Military service runs in the family. Armstrong was accompanied for Thursday's memorial ceremonies by his great-grandson, U.S. Army Staff Sergeant Tanner Armstrong, who's still on active duty.
Having served in Iraq and Afghanistan the younger Armstrong is no stranger to combat, but asked if he could imagine what his great-grandfather went through as he landed on Omaha Beach 80 years ago, he didn't hesitate:
"I absolutely cannot," he said. "There was, who knows how many ships out here… The amount of manpower they used just in this area — it's unbelievable, and probably won't be matched again."
The elder Armstrong and his men went on to liberate Paris, and then they marched into Germany. He helped liberate a concentration camp and witnessed atrocities too brutal to detail here.
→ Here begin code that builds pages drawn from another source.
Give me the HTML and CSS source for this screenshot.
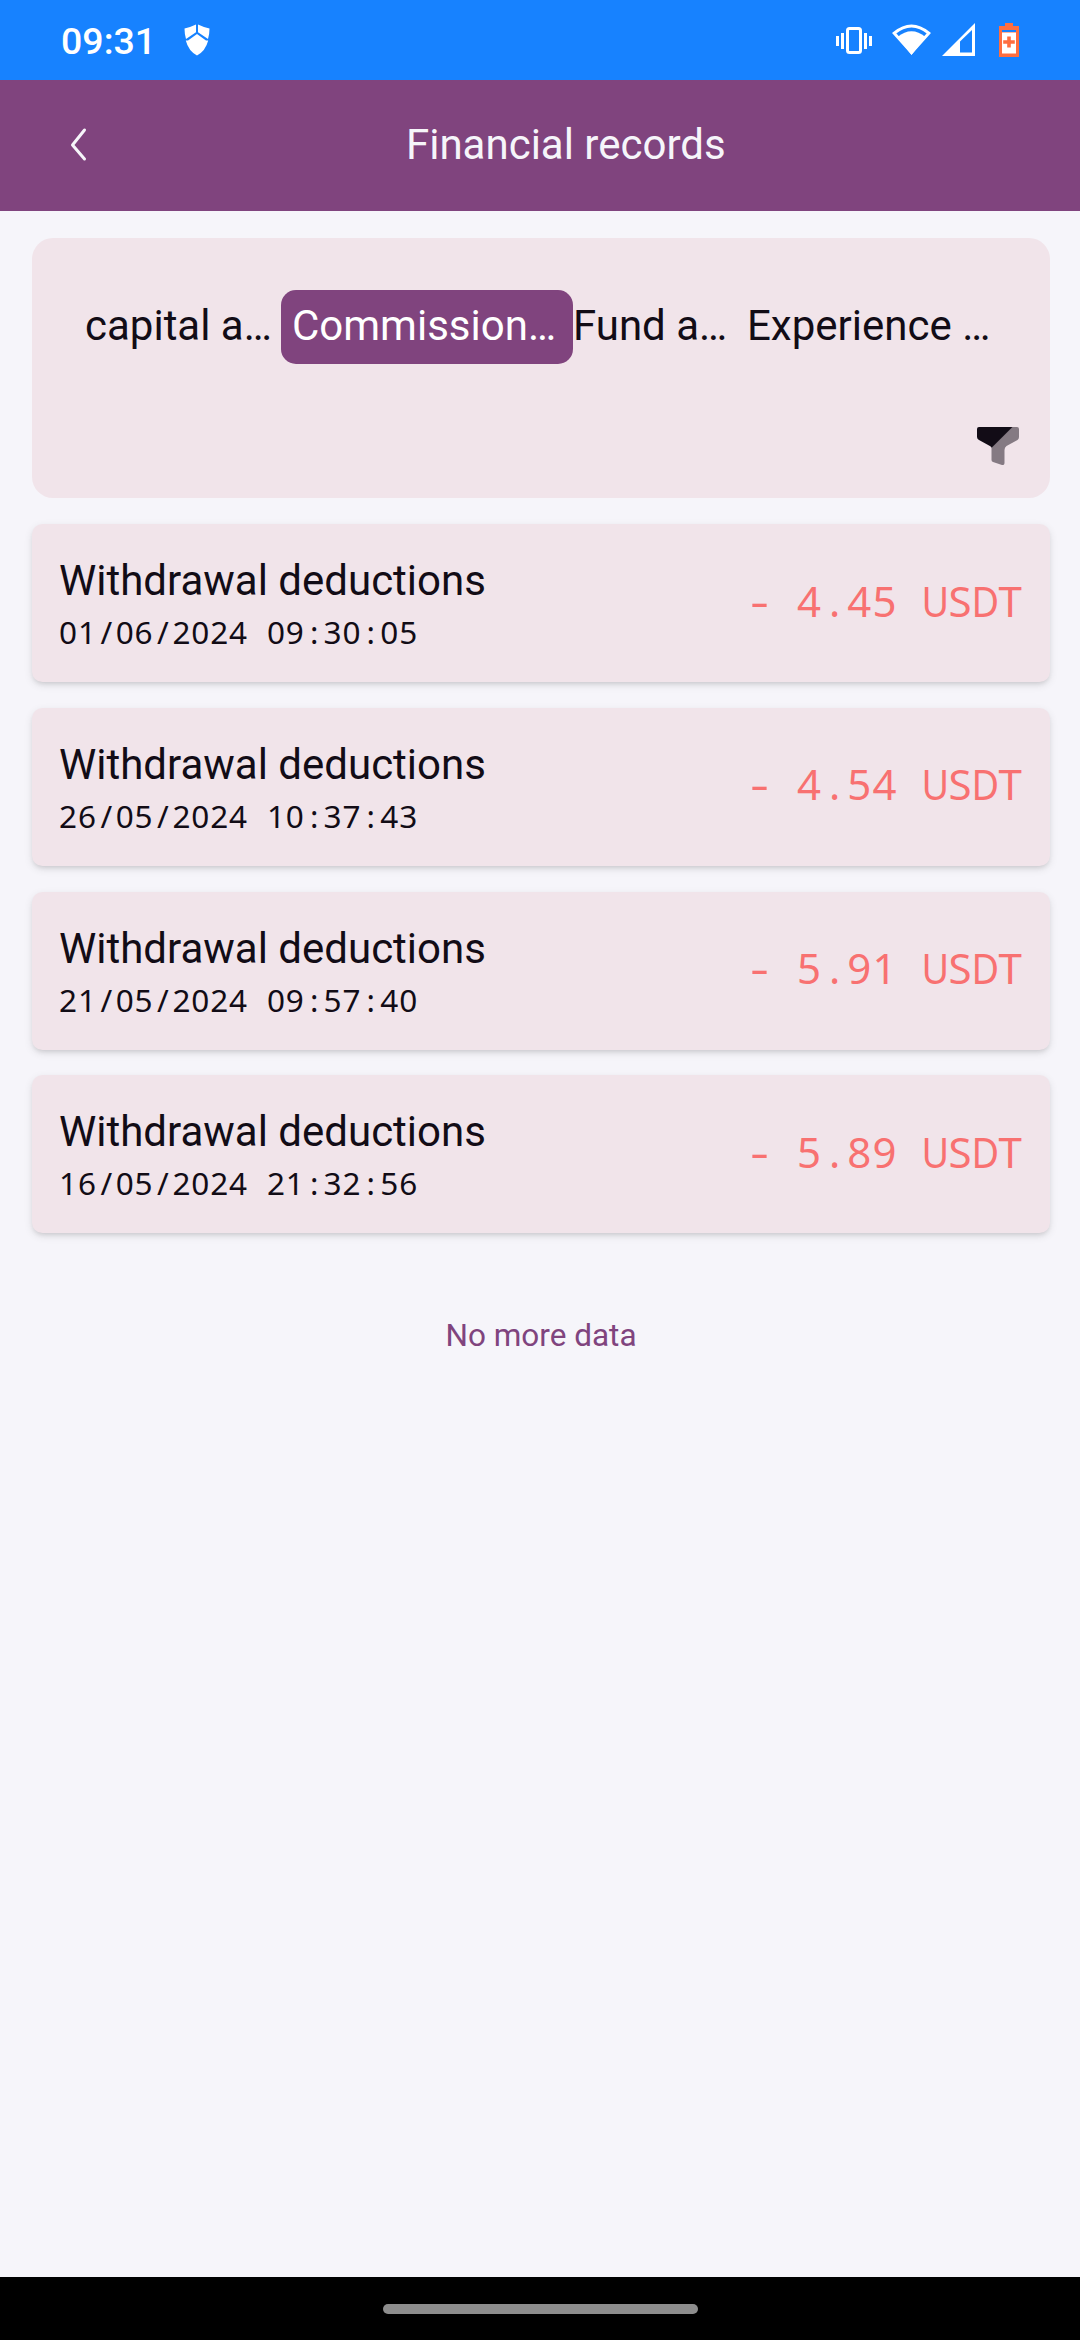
FILE: index.html
```
<!DOCTYPE html>
<html lang="en">
<head>
<meta charset="utf-8">
<title>Financial records</title>
<link rel="stylesheet" href="styles.css">
</head>
<body>
<div class="status">
  <span class="clock">09:31</span>
  <svg class="shield" width="26" height="32" viewBox="0 0 26 32" fill="#fff"><path d="M.5 4.5Q6.5 3.200 12 .5V8.300L2 15Q.5 10 .5 4.500ZM25.500 4.500Q19.500 3.200 14 .5V8.300L24 15Q25.500 10 25.500 4.500ZM1.800 16.500H4L13 10L22 16.500H24.200Q21.500 27 13 31.500Q4.500 27 1.800 16.500Z"/></svg>
  <svg class="system" width="184" height="36" viewBox="0 0 184 36">
    <g fill="none" stroke="#fff" stroke-width="3"><rect x="11.500" y="5.500" width="13" height="24" rx="2"/><path d="M1.500 13v10M6.500 10v16M29.500 10v16M34.500 13v10"/></g>
    <path fill="none" stroke="#fff" stroke-width="3" stroke-linejoin="miter" d="M75.500 29.500L58.200 10.200Q75.500-4.200 92.800 10.200Z"/>
    <path fill="#fff" d="M75.500 32L61.500 14Q75.500 2.500 89.500 14Z"/>
    <path fill="#fff" fill-rule="evenodd" d="M106 33L139 0V33ZM124 18.500V29.500H136V7Z"/>
    <path fill="#ff6e40" d="M169 0h8v3h6v31h-20V3h6z"/><path fill="#fff" d="M166 9.500h14v21h-14z"/><path fill="#1782ff" d="M166 7h14v2h-14z"/>
    <path fill="#ff6e40" d="M171.200 13.500h3.600v3.700h4v3.600h-4v3.700h-3.600v-3.700h-4v-3.600h4z"/>
  </svg>
</div>
<header class="header">
  <svg class="back" width="20" height="36" viewBox="0 0 20 36"><path d="M16.500 3L4.500 18L16.500 32" fill="none" stroke="#f6f5fa" stroke-width="3" stroke-linecap="round" stroke-linejoin="round"/></svg>
  <h1 class="heading">Financial records</h1>
</header>
<main class="content">
  <section class="filters">
    <nav class="tabs">
      <span class="tab tab-capital">capital a…</span>
      <span class="tab tab-active">Commission…</span>
      <span class="tab tab-fund">Fund a…</span>
      <span class="tab">Experience …</span>
    </nav>
    <svg class="funnel" width="42" height="38" viewBox="0 0 42 38"><path fill="#857a83" d="M35 0H40Q42 0 42 2V10Q42 12 40.500 13L29.500 19Q27.500 20.500 27.500 23V36Q27.500 38.500 25 38L16 35Q14.500 34.500 14.500 33V20.500Z"/><path fill="#120c16" d="M2 0H35.500L14.700 20.700Q14 19.500 12 18.500L2 13Q0 12 0 10V2Q0 0 2 0Z"/></svg>
  </section>
  <section class="records">
    <article class="record">
      <div><h2 class="name">Withdrawal deductions</h2>
      <p class="date mono">01<i class="slash">/</i>06<i class="slash">/</i>2024 09<i class="dot">:</i>30<i class="dot">:</i>05</p></div>
      <p class="amount mono"><i class="minus">-</i> 4<i class="dot">.</i>45 <i class="wide">U</i>S<i class="wide">D</i>T</p>
    </article>
    <article class="record">
      <div><h2 class="name">Withdrawal deductions</h2>
      <p class="date mono">26<i class="slash">/</i>05<i class="slash">/</i>2024 10<i class="dot">:</i>37<i class="dot">:</i>43</p></div>
      <p class="amount mono"><i class="minus">-</i> 4<i class="dot">.</i>54 <i class="wide">U</i>S<i class="wide">D</i>T</p>
    </article>
    <article class="record">
      <div><h2 class="name">Withdrawal deductions</h2>
      <p class="date mono">21<i class="slash">/</i>05<i class="slash">/</i>2024 09<i class="dot">:</i>57<i class="dot">:</i>40</p></div>
      <p class="amount mono"><i class="minus">-</i> 5<i class="dot">.</i>91 <i class="wide">U</i>S<i class="wide">D</i>T</p>
    </article>
    <article class="record">
      <div><h2 class="name">Withdrawal deductions</h2>
      <p class="date mono">16<i class="slash">/</i>05<i class="slash">/</i>2024 21<i class="dot">:</i>32<i class="dot">:</i>56</p></div>
      <p class="amount mono"><i class="minus">-</i> 5<i class="dot">.</i>89 <i class="wide">U</i>S<i class="wide">D</i>T</p>
    </article>
  </section>
  <p class="end">No more data</p>
</main>
<footer class="navbar"><div class="handle"></div></footer>
</body>
</html>
```
FILE: styles.css
```
* { box-sizing: border-box; }
body {
  margin: 0;
  height: 2340px;
  display: flex;
  flex-direction: column;
  background: #f6f5fa;
  color: #120c16;
  font-family: Roboto, sans-serif;
  font-size: 42px;
}
h1, h2, p { margin: 0; font-size: inherit; font-weight: 400; }
.status {
  height: 80px;
  flex: none;
  display: flex;
  align-items: flex-start;
  padding: 0 56px 0 61px;
  background: #1782ff;
  color: #fff;
}
.clock { width: 123px; padding-top: 19px; font-size: 37.500px; line-height: 44px; font-weight: 500; }
.shield { margin-top: 24px; }
.system { margin: 23px 4px 0 auto; }
.header {
  height: 131px;
  flex: none;
  display: flex;
  align-items: center;
  padding-left: 68px;
  background: #80447e;
  color: #f6f5fa;
}
.back { margin-top: -1px; }
.heading { margin: -2px 0 0 318px; line-height: 50px; white-space: nowrap; }
.content { flex: 1; padding: 27px 30px 0 32px; }
.filters {
  height: 260px;
  display: flex;
  flex-direction: column;
  justify-content: space-between;
  padding: 52px 31px 33px 53px;
  border-radius: 21px;
  background: #f1e4ea;
}
.tabs { display: flex; height: 74px; line-height: 72px; white-space: nowrap; }
.tab-capital { width: 196px; }
.tab-active { width: 292px; padding-left: 11px; border-radius: 15px; background: #80447e; color: #fff; }
.tab-fund { width: 174px; }
.funnel { align-self: flex-end; }
.records { display: grid; gap: 25.700px; margin-top: 26.300px; }
.record {
  height: 158px;
  display: flex;
  align-items: center;
  justify-content: space-between;
  padding: 0 27px;
  border-radius: 10.500px;
  background: #f1e4ea;
  box-shadow: 0 3px 8px rgba(0, 0, 0, .1), 0 3px 5px -2px rgba(0, 0, 0, .12);
}
.name { line-height: 50px; }
.mono {
  font-family: "Noto Sans", sans-serif;
  letter-spacing: .028em;
  word-spacing: .312em;
  white-space: nowrap;
}
.mono i { font-style: normal; letter-spacing: 0; }
.date { margin-top: 7px; font-size: 31.500px; line-height: 37px; }
.amount { margin-top: -5px; color: #f87171; line-height: 50px; }
.slash { padding: 0 .114em; }
.dot { padding: 0 .166em; }
.mono .minus { display: inline-block; width: .6em; text-align: center; transform: scaleX(1.4); }
.wide { display: inline-block; margin: 0 -.06em; transform: scaleX(.9); }
.end { margin-top: 84px; text-align: center; font-size: 31.500px; line-height: 38px; color: #80447e; }
.navbar { height: 63px; flex: none; display: flex; justify-content: center; padding-top: 27px; background: #000; }
.handle { width: 315px; height: 10px; border-radius: 5px; background: #8d8d8d; }
```
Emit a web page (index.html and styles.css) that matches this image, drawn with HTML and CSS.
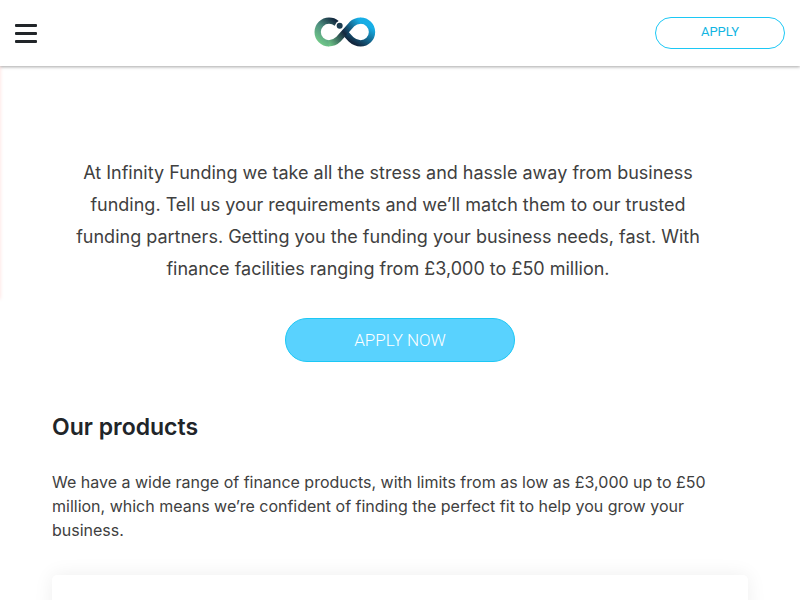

Armstrong spent 41 years in the U.S. military. He served through the rest of WWII, the Korean War and then Vietnam. His life has been lived in service of his country.
"We love him to death," his great-grandson told CBS News. "We're so proud of him."
Armstrong said it was wonderful to be able to return to Normandy 80 years later and that, "in a sense, it's a good memory — but then in a sense, it's a sad memory."
He said it was painful to "realize when I came ashore, a lot of the others came ashore - a lot of the others didn't make it."
Armstrong said he would never forget those men who couldn't make it off Omaha Beach, and never forget what happened here.
Neither can we.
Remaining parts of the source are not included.